Passei a tarde numa aula de estudos americanos na Universidade do Cairo. O professor, Mohammed Kamel, resumiu o clima
dominante: "Em 1975, Richard
Nixon veio para o Egito, e o governo levou enormes multidões para
as ruas. Alguns americanos zombaram de Nixon por isso, e Nixon
se defendeu, dizendo: "Você pode
obrigar as pessoas a sair às ruas e
dar as boas-vindas a um líder estrangeiro, mas não pode obrigá-las a sorrir".".

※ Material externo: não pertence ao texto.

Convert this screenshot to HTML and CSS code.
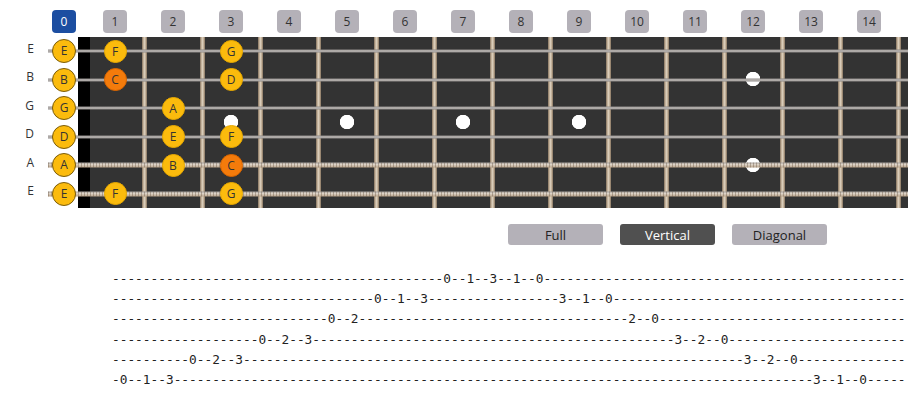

"É possível que, com o tempo,
os iraquianos parem de opor resistência aos EUA. Mas isso não
fará esta guerra ser legítima. O
que os Estados Unidos precisam é
levar os iraquianos a sorrir. Se vocês conseguirem isso, as pessoas
vão considerar esta invasão um
sucesso", continuou o professor.
Há muita coisa em jogo nesse
sorriso, disse Kamel, porque esta
é a primeira "guerra árabe-americana". Não se trata de árabes e israelenses, desta vez. Trata-se de os
EUA entrarem no mundo árabe
-entrarem não apenas com seu
poderio ou cultura, mas com seus
ideais. É uma guerra em torno daquilo que os EUA representam.
"Se ela der errado", concluiu
Kamel, "se vocês não cumprirem
o que prometeram, isso terá um
impacto realmente grande. As
pessoas não apenas dirão que a
política dos EUA é errada, mas
que suas idéias são falsas, que os
americanos não acreditam de fato
nelas ou não sabem como colocá-las em prática".
Em outras palavras, precisamos
concluir a paz melhor do que iniciamos a guerra.